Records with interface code
┄┄┄┄┄┄┄┄┄┄
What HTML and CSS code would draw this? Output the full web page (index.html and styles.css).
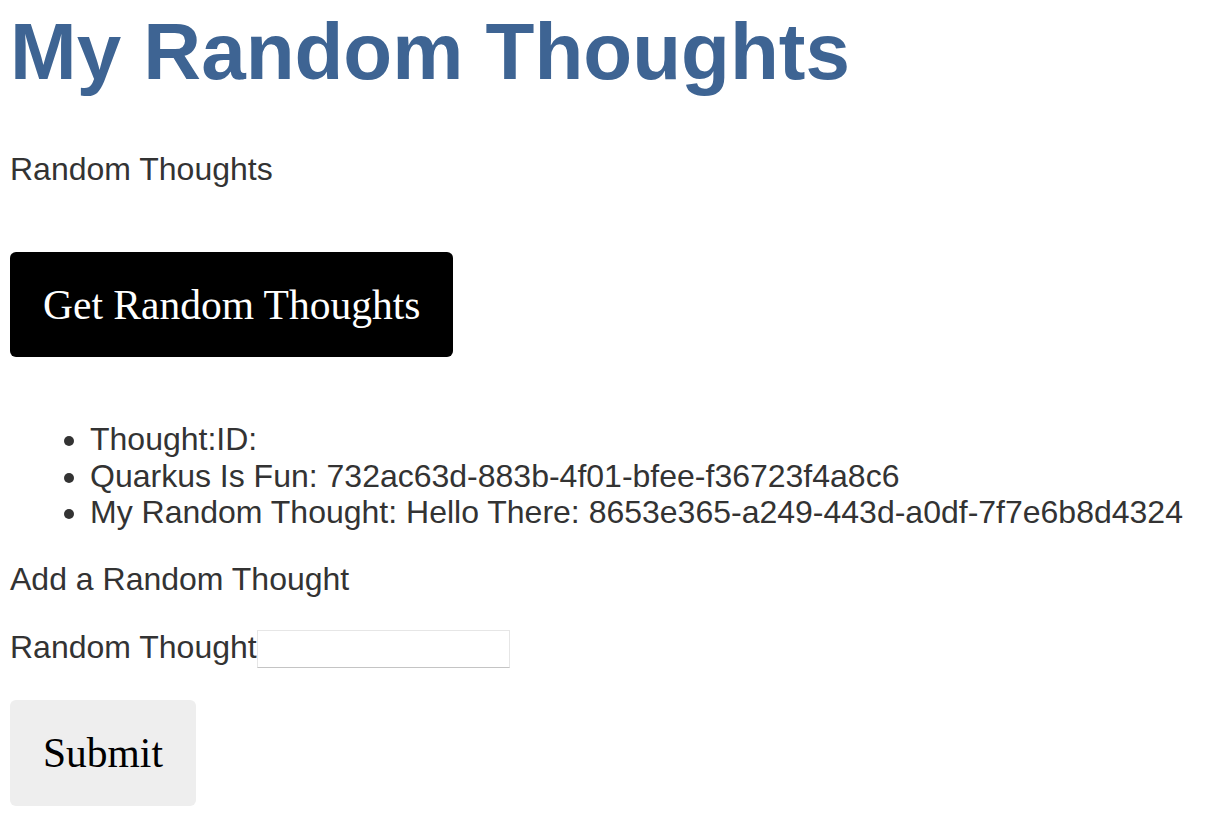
FILE: index.html
```html
<!DOCTYPE html>
<html>
<head>
<meta charset="utf-8">
<title>My Random Thoughts</title>
<link rel="stylesheet" href="styles.css">
</head>
<body>
<h1 class="title">My Random Thoughts</h1>
<p class="section-label">Random Thoughts</p>
<button class="btn btn-dark">Get Random Thoughts</button>
<ul class="thought-list">
  <li>Thought:ID:</li>
  <li>Quarkus Is Fun: 732ac63d-883b-4f01-bfee-f36723f4a8c6</li>
  <li>My Random Thought: Hello There: 8653e365-a249-443d-a0df-7f7e6b8d4324</li>
</ul>
<p class="section-label add-label">Add a Random Thought</p>
<div class="form-row">
  <label class="field-label" for="thought">Random Thought</label><input class="field-input" id="thought" type="text">
</div>
<button class="btn btn-light">Submit</button>
</body>
</html>
```
FILE: styles.css
```css
html, body {
  background: #ffffff;
}
body {
  margin: 0;
  padding: 0 0 0 10px;
  font-family: "Liberation Sans", Arial, sans-serif;
  font-size: 32px;
  line-height: 36.8px;
  color: #333333;
}
.title {
  margin: 6px 0 0;
  font-size: 80px;
  line-height: 92px;
  font-weight: bold;
  color: #3e6493;
}
.section-label {
  margin: 52.5px 0 0;
}
.btn {
  display: block;
  font-family: "Liberation Serif", "Times New Roman", serif;
  font-size: 41.5px;
  line-height: 48px;
  border: none;
  border-radius: 6px;
  cursor: pointer;
}
.btn-dark {
  margin-top: 65.1px;
  padding: 28.5px 33px;
  background: #000000;
  color: #ffffff;
}
.thought-list {
  margin: 63.5px 0 0;
  padding: 0 0 0 80px;
}
.add-label {
  margin-top: 29.5px;
}
.form-row {
  display: flex;
  align-items: flex-start;
  margin-top: 31.7px;
}
.field-label {
  display: block;
}
.field-input {
  box-sizing: border-box;
  width: 253px;
  height: 38px;
  margin: 1px 0 0;
  padding: 0 4px;
  border: 1px solid #e6e6e6;
  border-bottom-color: #c4c4c4;
  border-radius: 0;
  background: #ffffff;
  font-size: 20px;
  outline: none;
}
.btn-light {
  margin-top: 32px;
  padding: 29px 33px;
  background: #eeeeee;
  color: #000000;
}
```
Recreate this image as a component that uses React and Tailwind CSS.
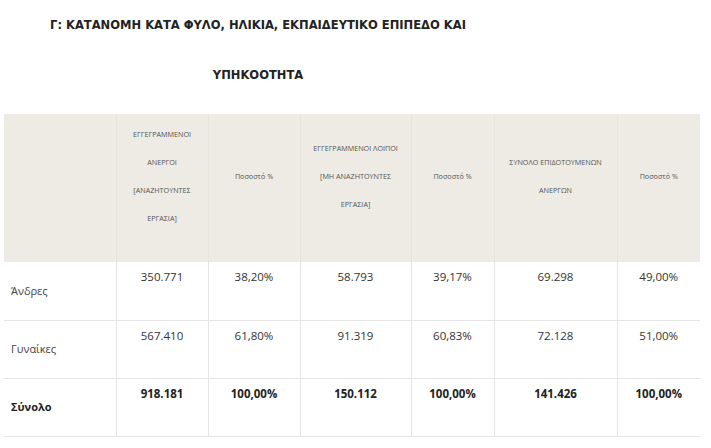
import React from "react";

const headers = [
  null,
  ["ΕΓΓΕΓΡΑΜΜΕΝΟΙ", "ΑΝΕΡΓΟΙ", "[ΑΝΑΖΗΤΟΥΝΤΕΣ", "ΕΡΓΑΣΙΑ]"],
  ["Ποσοστό %"],
  ["ΕΓΓΕΓΡΑΜΜΕΝΟΙ ΛΟΙΠΟΙ", "[ΜΗ ΑΝΑΖΗΤΟΥΝΤΕΣ", "ΕΡΓΑΣΙΑ]"],
  ["Ποσοστό %"],
  ["ΣΥΝΟΛΟ ΕΠΙΔΟΤΟΥΜΕΝΩΝ", "ΑΝΕΡΓΩΝ"],
  ["Ποσοστό %"],
];

const rows = [
  ["Άνδρες", "350.771", "38,20%", "58.793", "39,17%", "69.298", "49,00%"],
  ["Γυναίκες", "567.410", "61,80%", "91.319", "60,83%", "72.128", "51,00%"],
  ["Σύνολο", "918.181", "100,00%", "150.112", "100,00%", "141.426", "100,00%"],
];

const widths = [112, 92, 92, 111, 83, 123, 83];

export default function App() {
  return (
    <div className="w-[711px] h-[448px] bg-white overflow-hidden" style={{ fontFamily: '"Open Sans", "Noto Sans", sans-serif' }}>
      <h3
        className="w-[516px] text-center font-bold text-[12.8px] leading-[50px] text-[#222] mb-[14px]"
        style={{ fontFamily: '"DejaVu Sans Condensed", "DejaVu Sans", sans-serif' }}
      >
        Γ: ΚΑΤΑΝΟΜΗ ΚΑΤΑ ΦΥΛΟ, ΗΛΙΚΙΑ, ΕΚΠΑΙΔΕΥΤΙΚΟ ΕΠΙΠΕΔΟ ΚΑΙ
        <br />
        ΥΠΗΚΟΟΤΗΤΑ
      </h3>
      <table className="ml-[4px] w-[696px] border-collapse table-fixed">
        <colgroup>
          {widths.map((w, i) => (
            <col key={i} style={{ width: w }} />
          ))}
        </colgroup>
        <thead>
          <tr className="bg-[#edebe3]">
            {headers.map((h, i) => (
              <th
                key={i}
                className="h-[148px] px-[4px] py-[6px] align-middle text-center font-normal text-[7.2px] text-[#555] border-r border-[#e6e4dc] last:border-r-0"
              >
                {h && (
                  <div className="mb-[24px]">
                    {h.map((line, j) => (
                      <div key={j} className="leading-[28px] whitespace-nowrap">
                        {line}
                      </div>
                    ))}
                  </div>
                )}
              </th>
            ))}
          </tr>
        </thead>
        <tbody>
          {rows.map((r, ri) => (
            <tr key={ri} className="border-b border-[#e5e5e5]">
              {r.map((c, ci) =>
                ci === 0 ? (
                  <td
                    key={ci}
                    className={`h-[58px] pl-[7px] align-middle text-[11px] border-r border-[#e5e5e5] ${
                      ri === 2 ? "font-bold text-[#222]" : "text-[#444]"
                    }`}
                  >
                    {c}
                  </td>
                ) : (
                  <td
                    key={ci}
                    className={`h-[58px] pt-[1px] align-top text-center text-[11.5px] ${
                      ci < 6 ? "border-r border-[#e5e5e5]" : ""
                    } ${ri === 2 ? "font-bold text-[#222]" : "text-[#333]"}`}
                  >
                    <div className="leading-[28px]">{c}</div>
                  </td>
                )
              )}
            </tr>
          ))}
        </tbody>
      </table>
    </div>
  );
}
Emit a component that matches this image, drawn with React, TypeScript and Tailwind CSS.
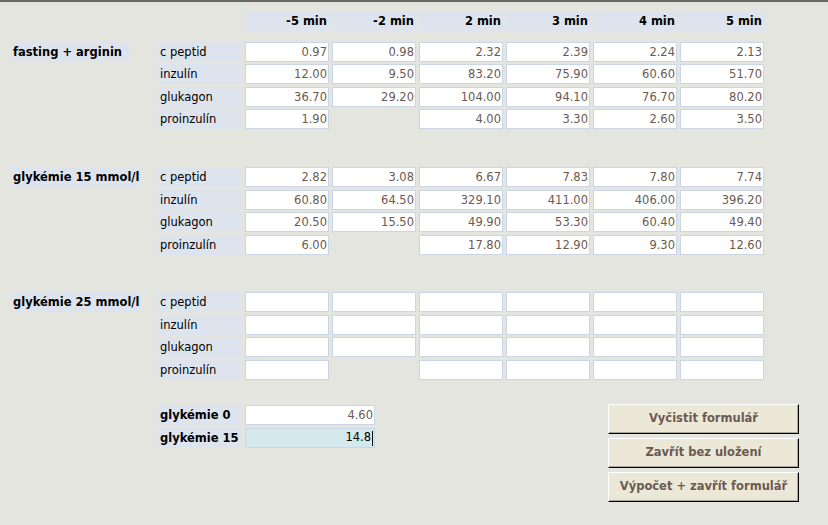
import React from "react";

type Val = string | null;

const headers = ["-5 min", "-2 min", "2 min", "3 min", "4 min", "5 min"];
const rowNames = ["c peptid", "inzulín", "glukagon", "proinzulín"];

const sections: { label: string; w: string; gaps: string[]; rows: Val[][] }[] = [
  {
    label: "fasting + arginin",
    w: "w-[119px]",
    gaps: ["", "mt-[2px]", "mt-[3px]", "mt-[2px]"],
    rows: [
      ["0.97", "0.98", "2.32", "2.39", "2.24", "2.13"],
      ["12.00", "9.50", "83.20", "75.90", "60.60", "51.70"],
      ["36.70", "29.20", "104.00", "94.10", "76.70", "80.20"],
      ["1.90", null, "4.00", "3.30", "2.60", "3.50"],
    ],
  },
  {
    label: "glykémie 15 mmol/l",
    w: "w-[130px]",
    gaps: ["", "mt-[3px]", "mt-[2px]", "mt-[3px]"],
    rows: [
      ["2.82", "3.08", "6.67", "7.83", "7.80", "7.74"],
      ["60.80", "64.50", "329.10", "411.00", "406.00", "396.20"],
      ["20.50", "15.50", "49.90", "53.30", "60.40", "49.40"],
      ["6.00", null, "17.80", "12.90", "9.30", "12.60"],
    ],
  },
  {
    label: "glykémie 25 mmol/l",
    w: "w-[130px]",
    gaps: ["", "mt-[3px]", "mt-[2px]", "mt-[3px]"],
    rows: [
      ["", "", "", "", "", ""],
      ["", "", "", "", "", ""],
      ["", "", "", "", "", ""],
      ["", null, "", "", "", ""],
    ],
  },
];

function Cell({ v }: { v: Val }) {
  if (v === null) return <div className="w-[84px] h-[20px]" />;
  return (
    <div className="w-[84px] h-[20px] box-border border border-[#ccd5e3] bg-white text-right pr-[1px] leading-[18px] text-[#6b5a51]">
      {v}
    </div>
  );
}

function Btn({ children }: { children: React.ReactNode }) {
  return (
    <div className="w-[191px] h-[30px] box-border border-t border-l border-white border-b border-r border-b-black border-r-black bg-[#ebe8d8] shadow-[inset_-1px_-1px_0_#aca899] flex items-center justify-center font-bold text-[#6b5a51]">
      {children}
    </div>
  );
}

export default function App() {
  return (
    <div className="w-[828px] h-[525px] bg-[#e5e5df] font-['DejaVu_Sans',sans-serif] text-[11.5px] text-black overflow-hidden">
      <div className="h-[2px] bg-[#6a6a62]" />
      {/* header */}
      <div className="flex mt-[9px] pl-[245px] gap-[2px]">
        {headers.map((h) => (
          <div
            key={h}
            className="w-[85px] h-[20px] bg-[#dee4ed] text-right pr-[3px] leading-[20px] font-bold"
          >
            {h}
          </div>
        ))}
      </div>
      {sections.map((s, si) => (
        <div
          key={s.label}
          className={`flex ${si === 0 ? "mt-[11px]" : si === 1 ? "mt-[38px]" : "mt-[37px]"}`}
        >
          <div className="w-[158px] pl-[11px]">
            <div className={`${s.w} h-[20px] bg-[#dee4ed] pl-[2px] leading-[20px] font-bold`}>
              {s.label}
            </div>
          </div>
          <div className="flex flex-col">
            {s.rows.map((r, ri) => (
              <div key={ri} className={`flex gap-[3px] ${s.gaps[ri]}`}>
                <div className="w-[84px] h-[20px] bg-[#dee4ed] pl-[2px] leading-[20px]">
                  {rowNames[ri]}
                </div>
                {r.map((v, ci) => (
                  <Cell key={ci} v={v} />
                ))}
              </div>
            ))}
          </div>
        </div>
      ))}
      {/* bottom */}
      <div className="flex mt-[24px] pr-[29px]">
        <div className="w-[158px]" />
        <div className="flex flex-col gap-[3px] mt-[1px]">
          <div className="flex gap-[3px]">
            <div className="w-[84px] h-[20px] bg-[#dee4ed] pl-[2px] leading-[20px] font-bold">
              glykémie 0
            </div>
            <div className="w-[130px] h-[20px] box-border border border-[#ccd5e3] bg-white text-right pr-[1px] leading-[18px] text-[#6b5a51]">
              4.60
            </div>
          </div>
          <div className="flex gap-[3px]">
            <div className="w-[84px] h-[20px] bg-[#dee4ed] pl-[2px] leading-[20px] font-bold">
              glykémie 15
            </div>
            <div className="w-[130px] h-[20px] box-border border border-[#ccd5e3] bg-[#d3e9ee] flex items-center justify-end pr-[1px] text-black">
              <span>14.8</span>
              <span className="inline-block w-[1px] h-[15px] bg-black ml-[1px]" />
            </div>
          </div>
        </div>
        <div className="ml-auto flex flex-col gap-[4px]">
          <Btn>Vyčistit formulář</Btn>
          <Btn>Zavřít bez uložení</Btn>
          <Btn>Výpočet + zavřít formulář</Btn>
        </div>
      </div>
    </div>
  );
}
┄┄┄┄┄┄┄┄┄┄
- **REQUIREMENTS**:
Return each line that includes "React".

- **ANSWER TO THE TASK**:
Recreate this image as a component that uses React and Tailwind CSS.
import React from "react";
Emit a component that matches this image, drawn with React, TypeScript and Tailwind CSS.
import React from "react";
function Btn({ children }: { children: React.ReactNode }) {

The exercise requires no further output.